QfG5: Finished
The point I was stuck on turned out to be decidedly lame: the only way to catch the assassin is to actually be attacked by him, and this only happens in one location, at night, if you enter from the right direction. I suppose the designers were thinking that players would naturally walk through that area on the way home from questioning people at the bar, but why walk when you can teleport? This is an example of a problem that plagues Sierra games in general: the problem of plot advancement depending on player actions that the player has no motivation to perform. And in fact it’s a fairly mild example, because once the assassin appeared, it was pretty clear what the trigger was. 1An example from another game that doesn’t share this property: In King’s Quest IV, visiting the wicked queen’s castle makes a whale appear in the ocean. You’re likely to trigger this once, because your initial exploration will include the castle, but if you restart the game, you’re likely to avoid the castle, because you’ve learned that there’s a limit to how many times you can visit it safely. And then you’ll be confused about the whale’s absence, because you weren’t aware of doing anything special to make it appear the first time. Mild enough, anyway, for me to get through it.

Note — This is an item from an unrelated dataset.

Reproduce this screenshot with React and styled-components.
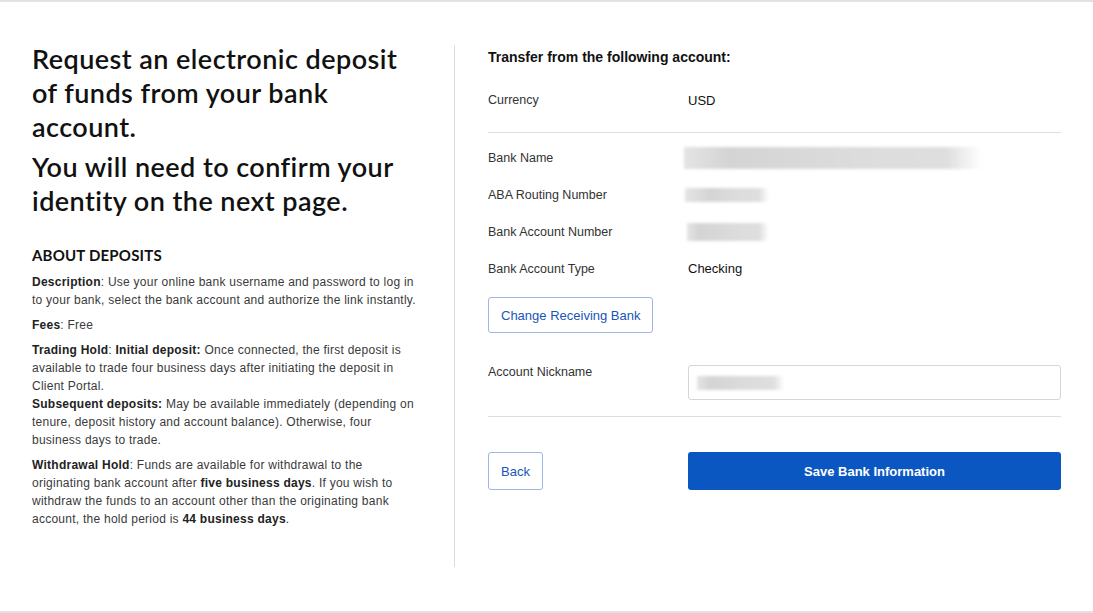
import React from "react";
import styled, { createGlobalStyle } from "styled-components";

const GlobalStyle = createGlobalStyle`
    html, body {
        margin: 0;
        padding: 0;
        background: #ffffff;
    }
    body {
        font-family: "Liberation Sans", Arial, sans-serif;
        color: #222;
    }
`;

const Page = styled.div`
    box-sizing: border-box;
    height: 613px;
    border-top: 2px solid #e2e2e2;
    border-bottom: 2px solid #e2e2e2;
    background: #fff;
`;

const Layout = styled.div`
    display: flex;
    padding: 43px 32px 0 32px;
`;

const InfoColumn = styled.section`
    box-sizing: border-box;
    width: 423px;
    height: 522px;
    padding-right: 30px;
    border-right: 1px solid #dcdcdc;
`;

const Intro = styled.div`
    margin-top: -3px;
`;

const Lead = styled.h1`
    margin: 0 0 6px;
    max-width: 390px;
    font-family: "Lato", "Open Sans", sans-serif;
    font-size: 27px;
    font-weight: 600;
    letter-spacing: 0.45px;
    line-height: 34px;
    color: #111;
`;

const SectionTitle = styled.h2`
    margin: 28px 0 9px;
    font-family: "Lato", sans-serif;
    font-size: 15px;
    font-weight: 700;
    letter-spacing: 0.2px;
    color: #111;
`;

const Para = styled.p`
    margin: 0 0 ${(p) => (p.$tight ? "0" : "7px")};
    font-size: 12px;
    line-height: 18px;
    letter-spacing: 0.25px;
    color: #3a3a3a;

    b {
        color: #222;
    }
`;

const FormColumn = styled.section`
    flex: 1;
    padding-left: 33px;
`;

const FormTitle = styled.h3`
    margin: 4px 0 18px;
    font-size: 14px;
    font-weight: 700;
    color: #111;
`;

const Row = styled.div`
    display: grid;
    grid-template-columns: 200px 1fr;
    align-items: center;
    min-height: ${(p) => p.$h || 37}px;
    font-size: 12.5px;
`;

const Label = styled.span`
    color: #333;
    align-self: ${(p) => (p.$top ? "start" : "center")};
`;

const Value = styled.span`
    color: #111;
    font-size: 13px;
`;

const Divider = styled.hr`
    border: 0;
    border-top: 1px solid #dedede;
    margin: ${(p) => p.$m || "0"};
`;

// redacted value bar, softened so the digits can't be read
const Masked = styled.div`
    width: ${(p) => p.$w}px;
    height: ${(p) => p.$h}px;
    margin-left: ${(p) => p.$x || 0}px;
    background: linear-gradient(
        90deg,
        #e4e4e4 0%,
        #d4d4d4 ${(p) => (p.$short ? 30 : 15)}%,
        #dcdcdc 60%,
        #dedede 88%,
        rgba(255, 255, 255, 0.6) 100%
    );
    filter: blur(1.5px);
`;

const OutlineButton = styled.button`
    box-sizing: border-box;
    height: ${(p) => p.$h || 36}px;
    padding: 0 12px;
    background: #fff;
    border: 1px solid #9db6e6;
    border-radius: 3px;
    color: #1a55b8;
    font-family: "Liberation Sans", Arial, sans-serif;
    font-size: 13px;
    cursor: pointer;
`;

const ButtonRow = styled.div`
    margin: 10px 0 32px;
`;

const NickRow = styled.div`
    display: grid;
    grid-template-columns: 200px 1fr;
    margin-bottom: 16px;
    font-size: 12.5px;
`;

const Field = styled.div`
    box-sizing: border-box;
    height: 35px;
    border: 1px solid #d6d6d6;
    border-radius: 3px;
    padding: 10px 8px;
`;

const Actions = styled.div`
    display: grid;
    grid-template-columns: 200px 1fr;
    margin-top: 35px;
`;

const PrimaryButton = styled.button`
    height: 38px;
    border: 0;
    border-radius: 3px;
    background: #0b57c2;
    color: #fff;
    font-family: "Liberation Sans", Arial, sans-serif;
    font-size: 13px;
    font-weight: 700;
    cursor: pointer;
`;

const App = () => {
    return (
        <Page>
            <GlobalStyle />
            <Layout>
                <InfoColumn>
                    <Intro>
                        <Lead>Request an electronic deposit of funds from your bank account.</Lead>
                        <Lead>You will need to confirm your identity on the next page.</Lead>
                    </Intro>
                    <SectionTitle>ABOUT DEPOSITS</SectionTitle>
                    <Para>
                        <b>Description</b>: Use your online bank username and password to log in to your bank,
                        select the bank account and authorize the link instantly.
                    </Para>
                    <Para>
                        <b>Fees</b>: Free
                    </Para>
                    <Para $tight>
                        <b>Trading Hold</b>: <b>Initial deposit:</b> Once connected, the first deposit is
                        available to trade four business days after initiating the deposit in Client Portal.
                    </Para>
                    <Para>
                        <b>Subsequent deposits:</b> May be available immediately (depending on tenure, deposit
                        history and account balance). Otherwise, four business days to trade.
                    </Para>
                    <Para>
                        <b>Withdrawal Hold</b>: Funds are available for withdrawal to the originating bank
                        account after <b>five business days</b>. If you wish to withdraw the funds to an
                        account other than the originating bank account, the hold period is{" "}
                        <b>44 business days</b>.
                    </Para>
                </InfoColumn>

                <FormColumn>
                    <FormTitle>Transfer from the following account:</FormTitle>
                    <Row $h={34}>
                        <Label>Currency</Label>
                        <Value>USD</Value>
                    </Row>
                    <Divider $m="15px 0 6px" />
                    <Row>
                        <Label>Bank Name</Label>
                        <Masked $w={298} $h={22} $x={-4} />
                    </Row>
                    <Row>
                        <Label>ABA Routing Number</Label>
                        <Masked $w={84} $h={14} $x={-3} $short />
                    </Row>
                    <Row>
                        <Label>Bank Account Number</Label>
                        <Masked $w={82} $h={18} $x={-1} />
                    </Row>
                    <Row>
                        <Label>Bank Account Type</Label>
                        <Value>Checking</Value>
                    </Row>
                    <ButtonRow>
                        <OutlineButton>Change Receiving Bank</OutlineButton>
                    </ButtonRow>
                    <NickRow>
                        <Label $top>Account Nickname</Label>
                        <Field>
                            <Masked $w={87} $h={14} />
                        </Field>
                    </NickRow>
                    <Divider />
                    <Actions>
                        <div>
                            <OutlineButton $h={38}>Back</OutlineButton>
                        </div>
                        <PrimaryButton>Save Bank Information</PrimaryButton>
                    </Actions>
                </FormColumn>
            </Layout>
        </Page>
    );
};

export default App;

Having gotten unstuck, I finished the game with all three base classes. (I haven’t even tried the Paladin yet. I may do so in the future, but even so, the game is now officially off the Stack.) And in all three, I had the full 1000 points. This didn’t work out quite like I expected: unlike earlier games in the series, the maximum score isn’t the total quantity of available points, but rather, the largest score allowed. You can keep racking up more Deeds in the endgame, each accompanied by the score-goes-up noise, but the displayed score never goes above 1000. Once I realized this, in my first endgame experience, I didn’t bother hunting down obscure points with the other characters, and was free to choose whatever wife I felt was appropriate for each of them, regardless of point value. 2In fact, it turns out that you can’t always choose Erana or Katrina. Neither of them is willing to mary a Thief.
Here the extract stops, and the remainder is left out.